Служанка тоже улыбнулась. Спросила:

— Когда вы уходите?

— Неужели ты думаешь, что я поеду домой одна? — в свою очередь спросила Сандрильона. — Конечно, я подожду тебя.

— Но у меня так много работы! Я смогу уйти, когда уйдут все посетители, да и то — лишь когда уберу со столов…

— Я дождусь. Я ведь не могу оставить тебя одну.

Ричард Брум опять подошел к Лолиане. Она удивленно посмотрела на него, но, очевидно, вспомнив, что ей нужно улыбаться, сделала то, что от нее требовалось, — одарила его улыбкой.

— Позвольте вас пригласить, прекрасная Золушка-Сандрильона, — сказал он и обнял ее за талию, даже не дожидаясь ответа.

— Но я не Сандрильона, — ответила она.

— Отчего же все так называют вас?

— Оттого, что таково название отеля и кафе.

— А вы — воплощение красоты и прелести… этого кафе, — молвил Брум, любовно глядя на нее. — Скажите, уж не хозяйка ли вы?

— Отнюдь нет! Я только певица. Однако ваши слова свидетельствуют о том, что вы здесь впервые.

— Вы угадали. Но если бы я знал, что здесь поете вы, я бывал бы здесь каждый вечер.

… На следующий день, когда Лолиана пела в кафе, она заметила: Ричард снова в зале и внимательно смотрит на нее.

— Да здравствует прекрасная Сандрильона! — воскликнул он, когда она кончила свою первую песню, и все подхватили это приветствие.

Лолиана, которую более чем тесно обступили незнакомые молодые люди, спокойно улыбалась.

Вечером, когда она вошла в уборную, чтобы переодеться и приготовиться ехать домой, она услышала какой-то шум за спиной и обернулась. Там стоял Ричард Брум с корзиной цветов.

Ее удивленные глаза устремились на него, и она уже хотела было задать привычный ей вопрос — “Что вам угодно?” — как вдруг он подошел к ней, взял за руку и нежным голосом сказал:

— Лолиана, позвольте мне поговорить с вами.

— Я слушаю вас, сударь, — отозвалась она.

— Я хочу сказать вам… Я хочу сказать вам, что… — Он сжал ее руки и приблизил свое лицо к ее лицу. — Я люблю вас, безумно люблю вас, прекрасная Сандрильона. Я не могу без вас жить.
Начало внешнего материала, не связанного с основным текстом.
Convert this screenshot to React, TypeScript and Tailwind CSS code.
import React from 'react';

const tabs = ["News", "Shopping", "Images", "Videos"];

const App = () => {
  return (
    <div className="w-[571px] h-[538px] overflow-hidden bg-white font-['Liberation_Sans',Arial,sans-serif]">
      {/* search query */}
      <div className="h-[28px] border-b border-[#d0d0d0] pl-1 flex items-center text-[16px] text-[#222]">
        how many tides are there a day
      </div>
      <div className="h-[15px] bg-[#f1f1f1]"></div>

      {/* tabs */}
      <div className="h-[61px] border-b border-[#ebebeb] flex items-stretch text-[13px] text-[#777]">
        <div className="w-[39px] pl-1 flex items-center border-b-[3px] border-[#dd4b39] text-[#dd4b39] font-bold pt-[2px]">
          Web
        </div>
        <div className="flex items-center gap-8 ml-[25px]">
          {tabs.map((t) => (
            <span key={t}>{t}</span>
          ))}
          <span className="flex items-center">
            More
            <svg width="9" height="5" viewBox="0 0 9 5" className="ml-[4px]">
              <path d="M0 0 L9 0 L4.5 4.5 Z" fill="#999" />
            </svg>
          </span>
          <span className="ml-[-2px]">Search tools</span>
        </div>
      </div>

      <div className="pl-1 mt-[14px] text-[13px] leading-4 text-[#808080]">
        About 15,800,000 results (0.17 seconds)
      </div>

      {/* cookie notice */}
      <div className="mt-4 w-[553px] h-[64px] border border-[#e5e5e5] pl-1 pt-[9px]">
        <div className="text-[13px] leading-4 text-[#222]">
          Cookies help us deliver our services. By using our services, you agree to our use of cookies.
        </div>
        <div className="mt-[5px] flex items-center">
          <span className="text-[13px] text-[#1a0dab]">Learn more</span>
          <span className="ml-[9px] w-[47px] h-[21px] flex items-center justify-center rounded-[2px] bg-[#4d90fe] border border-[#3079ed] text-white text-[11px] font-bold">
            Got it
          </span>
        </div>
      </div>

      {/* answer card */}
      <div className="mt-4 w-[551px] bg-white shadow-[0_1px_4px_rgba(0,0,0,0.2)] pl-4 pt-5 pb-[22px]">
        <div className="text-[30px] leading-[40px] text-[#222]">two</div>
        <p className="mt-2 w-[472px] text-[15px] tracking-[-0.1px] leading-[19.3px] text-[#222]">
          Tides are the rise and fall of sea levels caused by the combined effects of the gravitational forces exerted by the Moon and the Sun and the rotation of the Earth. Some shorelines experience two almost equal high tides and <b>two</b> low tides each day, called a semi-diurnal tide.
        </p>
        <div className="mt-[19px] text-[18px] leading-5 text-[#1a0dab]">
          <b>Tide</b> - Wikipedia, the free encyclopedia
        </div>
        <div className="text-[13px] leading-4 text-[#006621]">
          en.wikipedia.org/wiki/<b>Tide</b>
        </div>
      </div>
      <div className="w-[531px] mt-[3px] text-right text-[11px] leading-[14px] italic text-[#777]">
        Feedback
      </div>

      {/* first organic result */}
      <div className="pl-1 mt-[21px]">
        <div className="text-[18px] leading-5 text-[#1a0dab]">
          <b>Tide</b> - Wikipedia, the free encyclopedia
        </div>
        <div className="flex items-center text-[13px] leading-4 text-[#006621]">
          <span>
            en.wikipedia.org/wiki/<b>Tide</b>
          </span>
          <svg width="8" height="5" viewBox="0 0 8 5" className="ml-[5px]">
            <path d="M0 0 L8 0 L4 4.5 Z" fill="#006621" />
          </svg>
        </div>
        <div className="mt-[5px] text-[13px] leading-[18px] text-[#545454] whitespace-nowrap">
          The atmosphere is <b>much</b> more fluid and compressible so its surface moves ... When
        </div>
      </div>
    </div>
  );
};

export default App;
— Вы слишком много выпили, сударь, — снисходительно улыбаясь, отвечала она, — поэтому вам в голову приходят такие глупости. Вам лучше бы поехать сейчас домой, а завтра, если вы очень желаете, мы поговорим с вами.

— Но это правда, послушайте же! Послушайте! Я вас люблю, я хочу, чтобы вы…

— Отпустите меня, — требовательно сказала она, отстраняясь от него. — Отпустите же!

— Лолиана! — прошептал он, не выпуская ее рук. — Лолиана! Вы ведь не знаете, наверное: я очень богат, у меня блестящее положение в обществе, к тому же — я люблю вас… Вы не верите?

— У меня нет оснований не верить вам, сэр, — отвечала она. — Все это, может быть, и правда, я даже могу согласиться с вами, если вам угодно, но какое это имеет отношение ко мне?

— К вам? Потому что вы — мой ангел и мой демон! Потому что без вас я не могу жить, потому что я люблю вас больше жизни, потому что все это, в конце концов, я бросаю к вашим ногам с покорной просьбою быть милостивой!

— Благодарю вас, сударь, за столь высокую честь, оказанную мне, — с плохо скрытой иронией отвечала Лолиана. Человеку, не одержимому тем неистовым чувством, что царило в душе Ричарда Брума, легко можно было бы заметить, что она не приняла всерьез пылких признаний этого очередного влюбленного поклонника. — Но меня вполне устраивает мой скромный жребий.